LEVEL 1 Now the serpent was more crafty than any other wild animal which Yahweh God had made. He said to the woman,
- “LEVEL 2 Did God indeed say,
  - ‘LEVEL 3 You shall not eat from any tree in the garden’
- ?”

Different translations have different editorial practices which lead to different implementations of quoted material, and thus different levels of quotation.

Regarding accuracy of data, the data is only as accurate as the quotation marks encoded in the alignment data that this process analyzes. For example, there are known issues with the quotation marks in the Lexham English Bible (LEB). These shortcomings affect the derived quotation data.

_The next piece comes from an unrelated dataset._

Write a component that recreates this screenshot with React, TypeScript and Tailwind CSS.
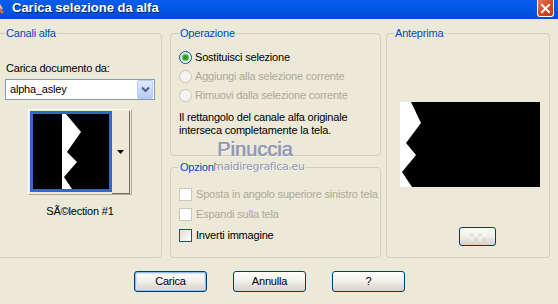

The tab delimited data is essentially a list of each original language word unit with information about the reference, word, and quotation level. The word stream is interrupted with an indicator of quotation start and stop. The fields are as follows:

depth — The depth of the quotation, as described above. Text defaults at level 1; any level above 1 indicates quoted material of some sort. A level of 0 (zero) indicates that the original language word was not directly aligned with a word in the translation, so its presence or absence in the quotation cannot be confirmed.
id — A numeric identifier taken from the alignment data the extracted quotation material is based on. The numeric identifier includes information on the book number, chapter number, verse number, word number, and word part: BBCCCVVVWWWP.
clearId — The identifier to resolve in Clear Bible's MACULA data. This is almost exclusively the same numeric identifier as the id, but with o ("Old Testament") or n ("New Testament") prepended.
USFM — A modified form of a USFM (Universal Standard Format Marker) Bible reference. It includes a Bible book abbreviation (e.g. "GEN") with book, chapter, verse and word numbers. This data is modified with a dash after the word to also include word part.
textContent — The Hebrew, Aramaic, or Greek word at word position in the original language data.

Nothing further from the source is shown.